Surely almost every cook in the UK (and many beyond) has a version of this food-waste-busting comfort food in his or her repertoire. Mine was inspired by drinking endless glasses of masala chai from roadside vendors around India.
Ingredients
Serves 4
320g stale Real Bread, sliced about 1 or 2cm thick
600ml milk (or a mixture of milk and cream)
50g caster sugar (or vanilla sugar)
40g butter** (or enough to spread on one side of each of the bread slices)
2 eggs
50g seedless raisins or sultanas
The spices
1 green cardamom pod
1 or 2 cloves
1 slice (about 3mm thick) of fresh ginger or ¼ teaspoon of ground
2cm piece of cinnamon quill or cassia bark
A vanilla pod (if not using vanilla sugar)
A twist or two of black pepper, very finely ground
Zest of half a lemon
*White or brown, brioche or bagels – basically, whatever sort of Real Bread you have lying about. As they are already enrichced, croissants, pannetone and Finnish pulla work very well. Must be bread, though, not industrial loaf product.

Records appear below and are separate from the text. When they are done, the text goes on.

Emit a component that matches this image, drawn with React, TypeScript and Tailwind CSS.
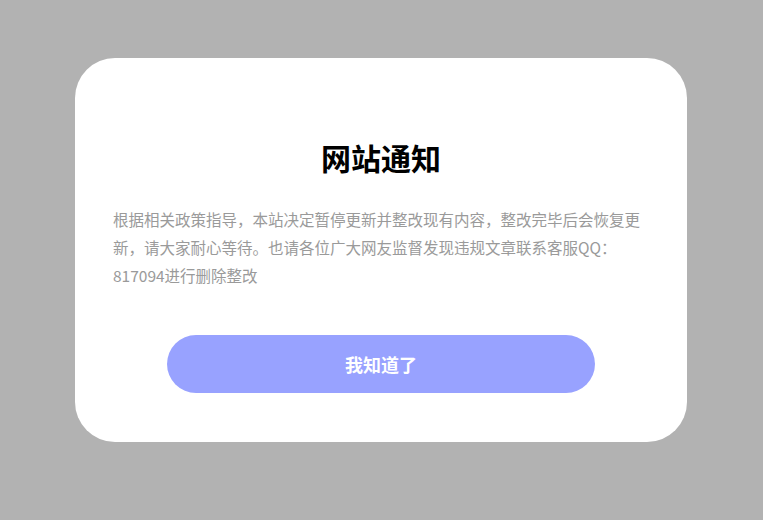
export default function App() {
  return (
    <div
      className="min-h-[520px] w-full bg-[#b2b2b2] flex pl-[75px] pt-[58px]"
      style={{ fontFamily: '"Noto Sans CJK SC", "Liberation Sans", sans-serif' }}
    >
      <div className="w-[612px] h-[384px] bg-white rounded-[40px] px-[38px] pt-[79px] flex flex-col items-center">
        {/* 标题 */}
        <h1 className="text-[30px] leading-[40px] font-bold text-black">网站通知</h1>

        {/* 通知内容 */}
        <p className="mt-[28px] w-full text-[15.5px] leading-[28px] text-[#9a9a9a]">
          根据相关政策指导，本站决定暂停更新并整改现有内容，整改完毕后会恢复更新，请大家耐心等待。也请各位广大网友监督发现违规文章联系客服QQ：817094进行删除整改
        </p>

        <button className="mt-[46px] w-[428px] h-[58px] rounded-full bg-[#98a2ff] text-white text-[18px] font-bold">
          我知道了
        </button>
      </div>
    </div>
  )
}
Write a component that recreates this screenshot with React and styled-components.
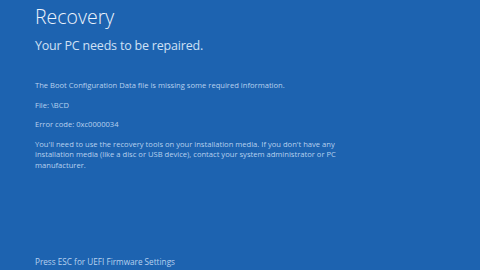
import React from "react";
import styled, { createGlobalStyle } from "styled-components";

const GlobalStyle = createGlobalStyle`
  html, body {
    margin: 0;
    padding: 0;
    background: #1d63b0;
  }
  * {
    box-sizing: border-box;
  }
`;

const Screen = styled.div`
  width: 480px;
  height: 270px;
  background: #1d63b0;
  color: #d8e6f7;
  font-family: "Open Sans", "Noto Sans", sans-serif;
  display: flex;
  flex-direction: column;
  padding: 4px 0 0 35px;
  overflow: hidden;
`;

const Title = styled.h1`
  margin: 0;
  font-size: 19.5px;
  font-weight: 300;
  line-height: 26px;
  color: #eef4fc;
`;

const Subtitle = styled.h2`
  margin: 8px 0 0;
  font-size: 12.5px;
  font-weight: 400;
  letter-spacing: -0.2px;
  line-height: 16px;
  color: #cfe0f5;
`;

const Body = styled.div`
  margin-top: 26px;
  display: flex;
  flex-direction: column;
  gap: 8.5px;
`;

const Para = styled.p`
  margin: 0;
  font-size: 7.6px;
  line-height: ${(p) => (p.$tight ? "10.5px" : "11px")};
  color: #b7d1ef;
  white-space: nowrap;
`;

const Footer = styled.div`
  margin-top: auto;
  margin-bottom: 3px;
  font-size: 8.2px;
  line-height: 11px;
  color: #b7d1ef;
`;

export default function App() {
  return (
    <Screen>
      <GlobalStyle />
      <Title>Recovery</Title>
      <Subtitle>Your PC needs to be repaired.</Subtitle>
      <Body>
        <Para>The Boot Configuration Data file is missing some required information.</Para>
        <Para>File: \BCD</Para>
        <Para>Error code: 0xc0000034</Para>
        <Para $tight>
          You'll need to use the recovery tools on your installation media. If you don't have any
          <br />
          installation media (like a disc or USB device), contact your system administrator or PC
          <br />
          manufacturer.
        </Para>
      </Body>
      <Footer>Press ESC for UEFI Firmware Settings</Footer>
    </Screen>
  );
}
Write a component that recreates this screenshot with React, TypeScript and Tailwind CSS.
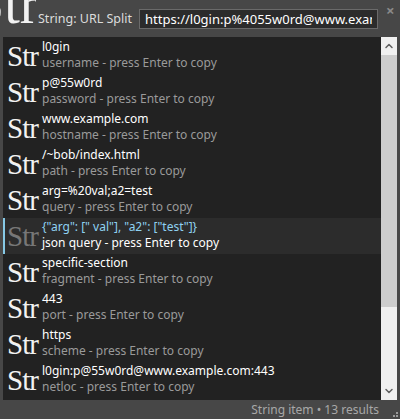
import { ChevronUp, ChevronDown } from 'lucide-react';

const items = [
  { title: 'l0gin', sub: 'username' },
  { title: 'p@55w0rd', sub: 'password' },
  { title: 'www.example.com', sub: 'hostname' },
  { title: '/~bob/index.html', sub: 'path' },
  { title: 'arg=%20val;a2=test', sub: 'query' },
  { title: '{"arg": [" val"], "a2": ["test"]}', sub: 'json query', selected: true },
  { title: 'specific-section', sub: 'fragment' },
  { title: '443', sub: 'port' },
  { title: 'https', sub: 'scheme' },
  { title: 'l0gin:p@55w0rd@www.example.com:443', sub: 'netloc' },
];

export default function App() {
  return (
    <div className="w-[400px] h-[419px] bg-[#474747] flex flex-col overflow-hidden font-['Noto_Sans',sans-serif]">
      {/* Header */}
      <div className="h-[37px] flex items-start shrink-0">
        <div className="w-[36px] h-[24px] overflow-hidden shrink-0">
          <div className="-mt-[24px] -ml-[27px] text-[56px] leading-none text-[#f2f2f2] font-['Liberation_Serif',serif] whitespace-nowrap">
            Str
          </div>
        </div>
        <div className="mt-[10px] ml-[2px] text-[12.5px] leading-[18px] text-[#dcdcdc] whitespace-nowrap">String: URL Split</div>
        <input
          readOnly
          value="https://l0gin:p%4055w0rd@www.example.com:443/~bob/index.html"
          className="mt-[9px] ml-[7px] w-[239px] h-[20px] border border-[#6a6a6a] bg-[#2b2b2b] px-[5px] text-[13px] text-white outline-none"
        />
        <div className="ml-[8px] mt-[3px] text-[15px] leading-[15px] text-[#8a8a8a] font-bold">×</div>
      </div>

      {/* List */}
      <div className="mx-[3px] h-[363px] bg-[#222222] flex shrink-0">
        <div className="flex-1 flex flex-col pt-[1px] overflow-hidden">
          {items.map((it) => (
            <div
              key={it.sub}
              className={`h-[36px] shrink-0 flex items-start border-l-2 ${
                it.selected ? 'border-[#86c9e6] bg-[#2c2c2c]' : 'border-transparent'
              }`}
            >
              <div
                className={`w-[37px] pl-[2px] pt-[3px] text-[29px] leading-[30px] tracking-[-1px] font-['Liberation_Serif',serif] ${
                  it.selected ? 'text-[#777777]' : 'text-[#f2f2f2]'
                }`}
              >
                Str
              </div>
              <div className="flex flex-col pt-[1px] min-w-0">
                <div className={`text-[12px] leading-[16px] whitespace-nowrap ${it.selected ? 'text-[#8fd2f2]' : 'text-white'}`}>
                  {it.title}
                </div>
                <div className={`text-[12px] leading-[16px] whitespace-nowrap ${it.selected ? 'text-white' : 'text-[#9a9a9a]'}`}>
                  {it.sub} - press Enter to copy
                </div>
              </div>
            </div>
          ))}
        </div>
        {/* Scrollbar */}
        <div className="w-[16px] bg-[#f0f0f0] flex flex-col shrink-0">
          <div className="h-[18px] flex items-center justify-center">
            <ChevronUp size={12} strokeWidth={3} className="text-[#606060]" />
          </div>
          <div className="h-[252px] bg-[#cdcdcd]" />
          <div className="flex-1" />
          <div className="h-[18px] flex items-center justify-center">
            <ChevronDown size={12} strokeWidth={3} className="text-[#606060]" />
          </div>
        </div>
      </div>

      {/* Status bar */}
      <div className="flex-1 flex items-center justify-end relative pr-[21px]">
        <span className="text-[12px] text-[#a8a8a8] leading-none">String item • 13 results</span>
        <div className="absolute right-[2px] bottom-[2px] grid grid-cols-3 gap-[1px]">
          <span className="w-[2px] h-[2px]" />
          <span className="w-[2px] h-[2px]" />
          <span className="w-[2px] h-[2px] bg-[#9a9a9a]" />
          <span className="w-[2px] h-[2px]" />
          <span className="w-[2px] h-[2px] bg-[#9a9a9a]" />
          <span className="w-[2px] h-[2px] bg-[#9a9a9a]" />
        </div>
      </div>
    </div>
  );
}
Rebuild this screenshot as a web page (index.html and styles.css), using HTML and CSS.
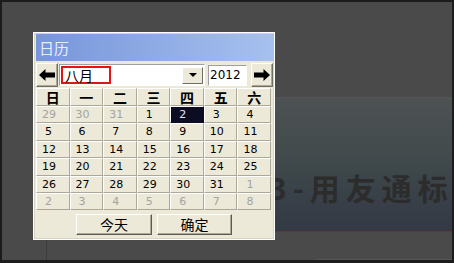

** Not margarine (sorry, vegans) or low-fat, supposedly butteresque, products of the 'yellow fats market'.
The weight of the bread is based on 8 thick (40g each) slices of an 800g tin loaf but as with all of the other measurements, this is approximate. You can tweak the amounts of bread, butter, sugar, milk etc. depending on your taste and how much of each you have to hand.
Method
Preheat the oven to 180°C (350°F or gas mk 4)
Add the spices (except the pepper) to the milk and heat but do not boil. Cover and set aside to cool.
Grease an ovenproof dish. Butter the bread on one side, cut into pieces and arrange half of them in a layer in the dish. Scatter the raisins or sultanas and layer the rest of the bread on top. If you are using a smaller, deeper dish, you might get two fruit layers and three of bread.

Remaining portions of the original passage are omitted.